Single by Aretha Franklin

from the album Aretha
- B-side: "If You Need My Love Tonight"
- Released: November 1986
- Recorded: 1986
- Genre: Soul; pop;
- Length: 5:47
- Label: Arista
- Songwriters: Narada Michael Walden; Lisa Walden; Preston Glass; Jeffrey Cohen;
- Producer: Narada Michael Walden

Aretha Franklin singles chronology
| "Jumpin' Jack Flash" (1986) | "Jimmy Lee" (1986) | "I Knew You Were Waiting (For Me)" (1987) |

= Jimmy Lee (song) =

"Jimmy Lee" is a song written by Narada Michael Walden, Lisa Walden, Preston Glass, and Jeffrey Cohen for American singer Aretha Franklin, who recorded it for her 1986 album Aretha.

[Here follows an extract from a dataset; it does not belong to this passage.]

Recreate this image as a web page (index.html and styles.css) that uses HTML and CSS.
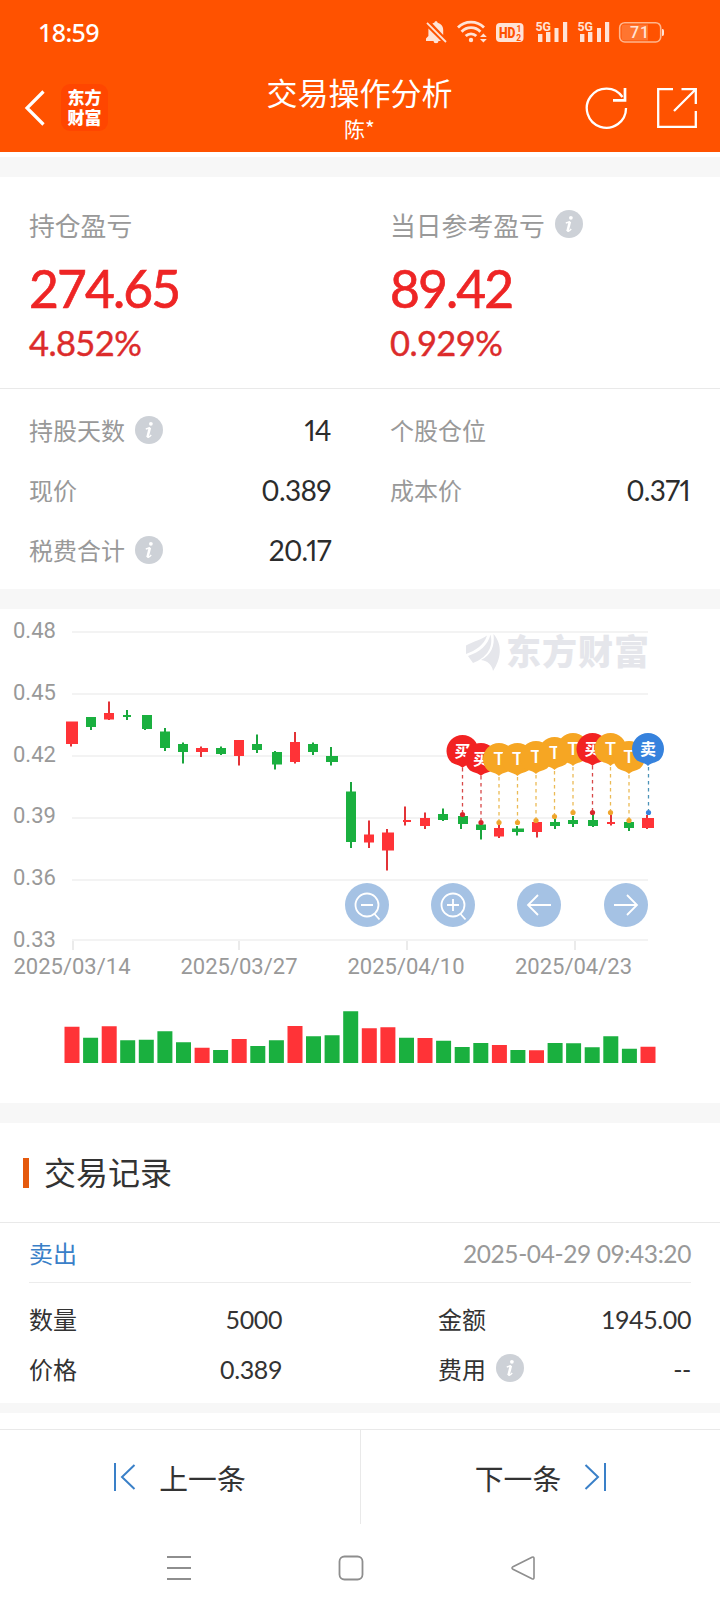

Produced by Narada Michael Walden, the track was released as the lead single from the album in late 1986.

==Personnel==
- Aretha Franklin – vocals
- Walter Afanasieff – acoustic piano, synthesizer
- David Sancious – synthesizer
- Corrado Rustici – Charvel MIDI guitar synthesizer
- Randy Jackson – acoustic bass
- Narada Michael Walden – drums, acoustic piano intro
- Preston Glass – bells
- Kenny G – tenor saxophone
- Marc Russo – alto saxophone
- David Wallace – trombone
- Jerry Hey – trumpet and horn arrangement

==Charts==
"Jimmy Lee" peaked at #28 on the Billboard Hot 100 and #36 on the Cash Box Top 100 singles chart. It also hit #2 on the R&B singles chart (thwarted from the pole position by Cameo), and No. 19 on the Dance/Club Play chart in early 1987.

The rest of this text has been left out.